TO DO
Only the lines from the one containing "What React, TypeScript" through the one containing "const th = 'border" belong in the answer; copy them exactly and leave out pictures.
====
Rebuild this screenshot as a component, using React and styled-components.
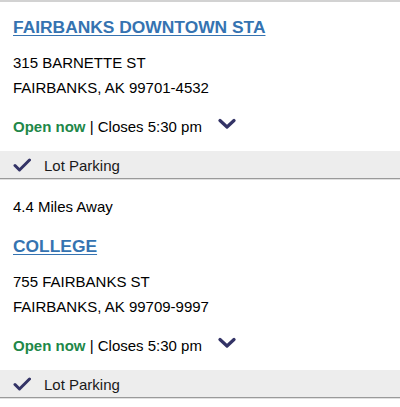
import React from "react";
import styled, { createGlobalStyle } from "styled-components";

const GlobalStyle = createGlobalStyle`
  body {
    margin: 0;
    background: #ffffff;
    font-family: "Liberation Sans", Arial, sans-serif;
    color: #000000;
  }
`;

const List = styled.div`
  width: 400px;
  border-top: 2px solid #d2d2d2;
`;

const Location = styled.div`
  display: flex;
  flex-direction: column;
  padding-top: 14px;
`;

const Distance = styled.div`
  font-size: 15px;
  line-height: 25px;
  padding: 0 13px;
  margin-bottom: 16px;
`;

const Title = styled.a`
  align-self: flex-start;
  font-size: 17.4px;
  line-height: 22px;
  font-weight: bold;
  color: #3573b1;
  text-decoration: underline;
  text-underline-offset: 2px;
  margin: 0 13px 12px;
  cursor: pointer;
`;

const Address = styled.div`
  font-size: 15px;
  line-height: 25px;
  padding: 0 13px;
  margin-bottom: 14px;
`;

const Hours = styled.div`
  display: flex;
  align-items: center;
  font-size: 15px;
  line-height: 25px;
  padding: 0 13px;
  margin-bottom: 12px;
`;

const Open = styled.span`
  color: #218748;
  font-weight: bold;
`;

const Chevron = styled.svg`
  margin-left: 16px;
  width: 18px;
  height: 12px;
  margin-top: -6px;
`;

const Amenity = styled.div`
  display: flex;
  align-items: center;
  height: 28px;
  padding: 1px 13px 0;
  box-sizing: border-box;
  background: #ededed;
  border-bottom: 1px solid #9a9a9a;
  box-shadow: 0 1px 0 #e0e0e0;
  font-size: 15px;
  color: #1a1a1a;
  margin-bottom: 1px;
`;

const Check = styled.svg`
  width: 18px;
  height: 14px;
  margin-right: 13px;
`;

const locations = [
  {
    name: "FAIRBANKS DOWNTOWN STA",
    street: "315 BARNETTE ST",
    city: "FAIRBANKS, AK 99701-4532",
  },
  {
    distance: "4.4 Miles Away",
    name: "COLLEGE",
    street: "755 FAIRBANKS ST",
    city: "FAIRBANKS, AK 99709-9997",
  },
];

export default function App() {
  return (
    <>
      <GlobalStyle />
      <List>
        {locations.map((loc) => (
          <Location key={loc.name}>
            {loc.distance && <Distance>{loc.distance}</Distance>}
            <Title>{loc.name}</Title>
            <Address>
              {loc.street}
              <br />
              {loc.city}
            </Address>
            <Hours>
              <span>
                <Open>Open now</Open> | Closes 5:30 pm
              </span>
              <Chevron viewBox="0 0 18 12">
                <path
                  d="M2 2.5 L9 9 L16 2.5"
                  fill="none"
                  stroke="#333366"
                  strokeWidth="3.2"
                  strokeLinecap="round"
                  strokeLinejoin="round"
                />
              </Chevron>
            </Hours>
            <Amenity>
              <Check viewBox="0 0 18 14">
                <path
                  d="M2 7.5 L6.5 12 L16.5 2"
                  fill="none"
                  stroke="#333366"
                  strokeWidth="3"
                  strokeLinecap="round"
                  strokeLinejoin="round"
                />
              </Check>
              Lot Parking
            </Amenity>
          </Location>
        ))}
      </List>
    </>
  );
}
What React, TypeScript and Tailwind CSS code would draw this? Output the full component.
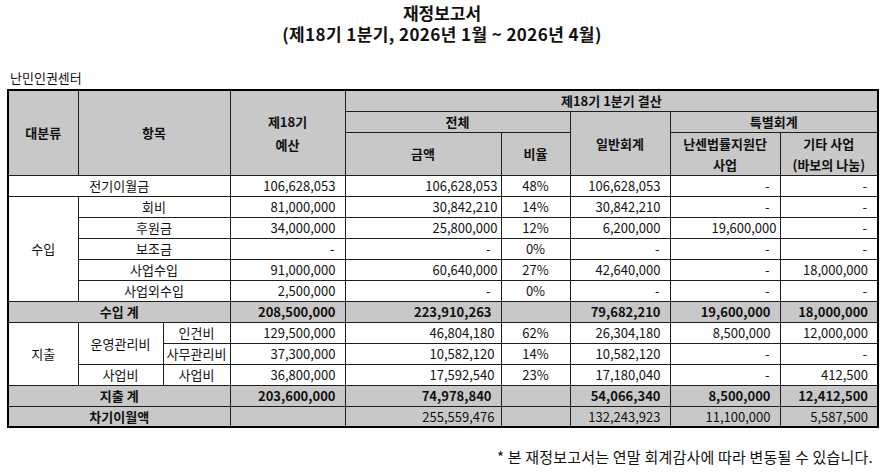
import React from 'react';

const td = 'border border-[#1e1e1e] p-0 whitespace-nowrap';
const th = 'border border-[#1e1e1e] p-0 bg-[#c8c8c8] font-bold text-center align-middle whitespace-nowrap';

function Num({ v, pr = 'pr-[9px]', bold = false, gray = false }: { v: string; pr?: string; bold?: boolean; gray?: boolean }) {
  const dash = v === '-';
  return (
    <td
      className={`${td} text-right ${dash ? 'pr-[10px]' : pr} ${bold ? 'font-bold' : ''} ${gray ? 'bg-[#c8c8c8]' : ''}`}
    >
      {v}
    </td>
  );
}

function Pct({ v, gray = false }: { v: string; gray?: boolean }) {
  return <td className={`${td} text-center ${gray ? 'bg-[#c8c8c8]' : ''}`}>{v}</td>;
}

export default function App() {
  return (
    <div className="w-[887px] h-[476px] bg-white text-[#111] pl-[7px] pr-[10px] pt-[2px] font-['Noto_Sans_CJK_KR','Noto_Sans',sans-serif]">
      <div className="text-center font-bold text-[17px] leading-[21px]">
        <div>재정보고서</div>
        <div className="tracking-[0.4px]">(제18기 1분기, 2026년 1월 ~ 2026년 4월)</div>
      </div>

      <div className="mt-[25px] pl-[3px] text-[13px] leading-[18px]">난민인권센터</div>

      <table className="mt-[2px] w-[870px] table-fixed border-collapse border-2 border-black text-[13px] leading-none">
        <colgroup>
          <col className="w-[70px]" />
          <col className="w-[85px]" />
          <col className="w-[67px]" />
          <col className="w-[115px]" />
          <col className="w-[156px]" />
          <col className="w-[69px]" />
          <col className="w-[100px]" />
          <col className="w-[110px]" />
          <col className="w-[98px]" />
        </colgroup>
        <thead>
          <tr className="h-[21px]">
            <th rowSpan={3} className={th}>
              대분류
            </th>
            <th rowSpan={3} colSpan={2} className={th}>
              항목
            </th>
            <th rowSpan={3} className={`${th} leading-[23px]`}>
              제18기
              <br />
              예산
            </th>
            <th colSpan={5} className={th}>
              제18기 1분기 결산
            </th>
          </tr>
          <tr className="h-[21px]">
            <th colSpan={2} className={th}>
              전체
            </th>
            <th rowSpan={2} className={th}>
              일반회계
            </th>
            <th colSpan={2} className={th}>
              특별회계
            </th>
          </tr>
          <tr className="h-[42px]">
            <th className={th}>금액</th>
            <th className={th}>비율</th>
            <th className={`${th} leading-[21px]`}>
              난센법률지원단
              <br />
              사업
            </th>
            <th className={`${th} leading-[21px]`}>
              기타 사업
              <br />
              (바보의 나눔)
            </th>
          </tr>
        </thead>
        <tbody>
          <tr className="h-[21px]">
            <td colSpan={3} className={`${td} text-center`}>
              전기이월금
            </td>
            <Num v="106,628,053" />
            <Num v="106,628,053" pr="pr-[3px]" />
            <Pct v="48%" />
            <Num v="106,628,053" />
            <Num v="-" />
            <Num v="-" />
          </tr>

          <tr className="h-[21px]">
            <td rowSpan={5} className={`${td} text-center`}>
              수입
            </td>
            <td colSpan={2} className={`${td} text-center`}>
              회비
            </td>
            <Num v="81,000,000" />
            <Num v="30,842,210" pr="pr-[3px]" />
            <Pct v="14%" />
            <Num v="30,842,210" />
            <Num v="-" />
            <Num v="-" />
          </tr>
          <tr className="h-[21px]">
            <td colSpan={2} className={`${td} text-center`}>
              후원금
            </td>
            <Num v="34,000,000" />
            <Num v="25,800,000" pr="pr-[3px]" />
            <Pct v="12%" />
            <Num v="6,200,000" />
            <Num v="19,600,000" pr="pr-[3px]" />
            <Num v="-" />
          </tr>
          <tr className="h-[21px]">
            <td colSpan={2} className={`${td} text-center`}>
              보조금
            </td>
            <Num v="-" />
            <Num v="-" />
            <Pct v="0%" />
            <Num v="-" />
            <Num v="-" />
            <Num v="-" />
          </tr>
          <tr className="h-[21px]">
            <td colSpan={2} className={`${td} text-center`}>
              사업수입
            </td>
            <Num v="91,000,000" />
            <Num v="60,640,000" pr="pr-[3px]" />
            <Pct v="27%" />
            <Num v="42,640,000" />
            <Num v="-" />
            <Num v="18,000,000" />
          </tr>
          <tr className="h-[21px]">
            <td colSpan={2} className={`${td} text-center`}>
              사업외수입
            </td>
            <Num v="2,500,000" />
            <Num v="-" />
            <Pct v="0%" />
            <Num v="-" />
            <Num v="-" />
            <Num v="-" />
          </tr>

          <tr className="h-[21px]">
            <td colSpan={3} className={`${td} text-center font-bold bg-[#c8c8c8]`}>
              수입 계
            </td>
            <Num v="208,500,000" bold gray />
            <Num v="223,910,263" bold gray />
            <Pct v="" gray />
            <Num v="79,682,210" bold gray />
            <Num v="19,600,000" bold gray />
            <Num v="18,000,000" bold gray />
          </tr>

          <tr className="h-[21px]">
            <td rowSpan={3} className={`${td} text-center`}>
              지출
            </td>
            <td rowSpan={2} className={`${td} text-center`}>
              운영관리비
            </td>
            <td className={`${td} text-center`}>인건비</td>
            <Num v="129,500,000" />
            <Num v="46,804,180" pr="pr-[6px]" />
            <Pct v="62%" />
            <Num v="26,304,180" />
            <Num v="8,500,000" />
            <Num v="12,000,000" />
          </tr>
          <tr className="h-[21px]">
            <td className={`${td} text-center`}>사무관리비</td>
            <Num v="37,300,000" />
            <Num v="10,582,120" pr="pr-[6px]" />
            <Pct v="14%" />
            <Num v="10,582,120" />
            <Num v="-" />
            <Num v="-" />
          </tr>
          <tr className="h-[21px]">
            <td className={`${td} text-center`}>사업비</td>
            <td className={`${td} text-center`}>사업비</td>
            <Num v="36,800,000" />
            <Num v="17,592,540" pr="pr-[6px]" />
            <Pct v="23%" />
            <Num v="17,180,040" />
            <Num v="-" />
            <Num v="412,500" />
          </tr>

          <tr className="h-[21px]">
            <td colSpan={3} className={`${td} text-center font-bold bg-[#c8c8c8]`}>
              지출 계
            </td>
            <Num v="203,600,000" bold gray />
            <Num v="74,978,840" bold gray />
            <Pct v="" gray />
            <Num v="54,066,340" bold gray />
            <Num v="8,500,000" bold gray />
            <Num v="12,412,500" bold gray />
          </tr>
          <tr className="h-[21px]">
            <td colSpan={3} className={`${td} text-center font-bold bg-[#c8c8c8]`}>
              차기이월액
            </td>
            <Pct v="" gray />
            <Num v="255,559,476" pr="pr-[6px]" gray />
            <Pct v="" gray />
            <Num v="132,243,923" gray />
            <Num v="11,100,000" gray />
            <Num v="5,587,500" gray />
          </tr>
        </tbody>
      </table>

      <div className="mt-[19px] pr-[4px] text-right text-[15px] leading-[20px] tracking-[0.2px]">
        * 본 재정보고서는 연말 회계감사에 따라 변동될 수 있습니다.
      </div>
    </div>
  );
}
====
SOLUTION TO THE PROBLEM
What React, TypeScript and Tailwind CSS code would draw this? Output the full component.
import React from 'react';

const td = 'border border-[#1e1e1e] p-0 whitespace-nowrap';
const th = 'border border-[#1e1e1e] p-0 bg-[#c8c8c8] font-bold text-center align-middle whitespace-nowrap';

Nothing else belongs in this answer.